Regrettably, a proposal by Delegates Fleischauer, Manypenny and Stephen Skinner (D-Jefferson) to strike the Halliburton amendment altogether was not adopted. 

You can read more details of what transpired in the House Judiciary Committee here

Ultimately, the House of Delegates approved the Horizontal Well Rule with the changes adopted by the Judiciary Committee and the Senate agreed to accept these changes. 

Upcoming Events of Interest ~ This Weekend & Next Week

Sunday, April 21, 2013 ~ 2-5PM at the Warwood Garden Park in Wheeling, WV
Informational gathering and protest regarding the proposed Green Hunter Water facility, which would treat and recycle waste water generated by Marcellus Shale development. The plan will be located just 1.2 miles upstream from Wheeling's water plant.

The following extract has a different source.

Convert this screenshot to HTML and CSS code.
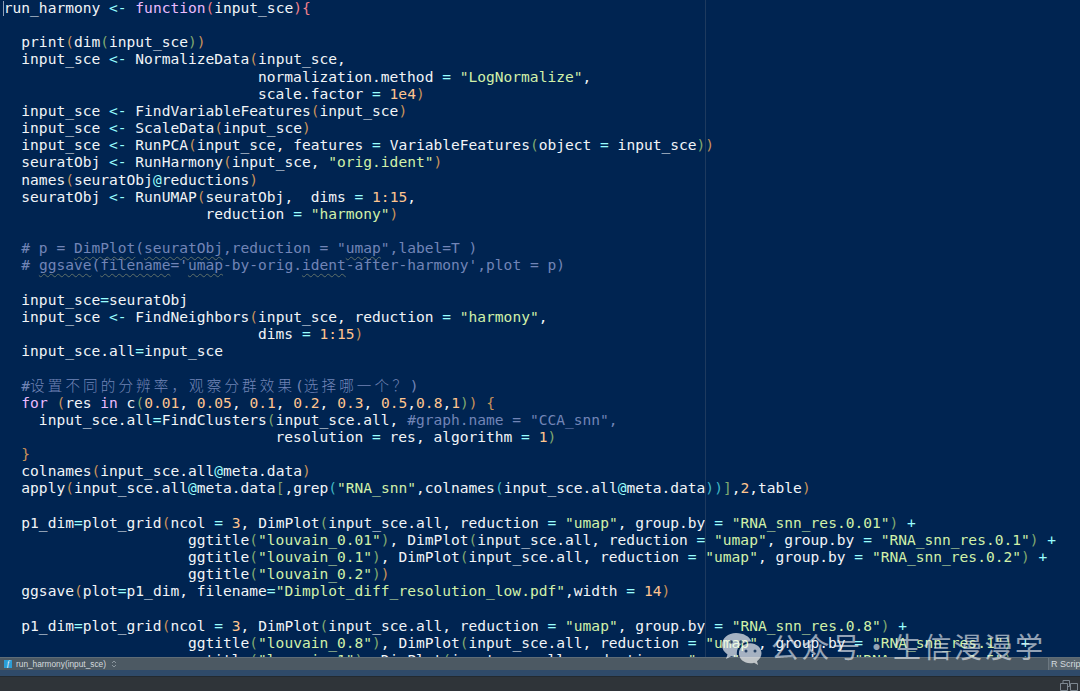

Sunday’s event will feature music, speakers, information tables, activities for children and more.
For more information contact Patricia Jacobson at jacobson64@gmail.com

Background:
Warwood Getting Frack Water Plant
New Frack Plant Faces Opposition
Project Criticism Growing

Monday, April 22, 2013 ~ 6PM at the Union Rescue Squad Building on Pump Street in Union, WV
Celebrate Monroe County's Clean Water on Earth Day with SavetheWaterTable.org.
Speakers will include WV Host Farms Program Administrator Diane Pitcock, who will present a program on Marcellus shale drilling and some of its lesser-publicized affects on West Virginia landowners.  Question and answer period to follow. A free ham, bean and cornbread dinner will be served beginning at 6PM. Speakers will begin at 7PM. The Rescue Squad Building is one block behind the Court House.

Wednesday, April 24, 2013 ~ 4PM in the Commissioner's Room at the Doddridge County Court House, West Union, WV
A special meeting of the Doddridge County Commission will be held to address the county's revised floodplain ordinance. The ordinance is being revised in response to a successful challenge by landowner Joye Huff of a flood plain permit the County Commission issued to EQT last year. 

Even though the Huff and her family own the land/meadow where EQT wanted to place 60,000 cubic yards of fill for the construction of a 7-acre well pad, they did not receive any notice that EQT had applied for or been granted the permit.  When they found out, they complained to the County Commission that EQT’s plans violated the County’s flood plain ordinance and would make future floods worse.  After Huff objected, the Commission revoked the pemit.  EQT then sued the County Commission to stop the Commission from revoking their flood plain permit on the grounds that there was no notice to EQT (even though neither EQT nor the County notified the Huffs of the original application for the permit).

The Huff family intervened in EQT's case against the County Commission in order to make EQT start the process over again and to require the County Commission to give the Huffs notice and a hearing on the application. In December, Doddridge County Circuit Court Judge Tim Sweeney ruled the county's flood plain ordinance unconstitutional because it doesn't give fair notice to the landowners.

The Commission read the ordinance a first time at it's meeting last week. The public has until May 7 to review and make suggestions or comments on the ordinance. Doddridge County residents may read the ordinance at the Doddridge County Clerks Office, or you can call the courthouse and request a copy. If any changes are made to the document, it will then go back to the first reading.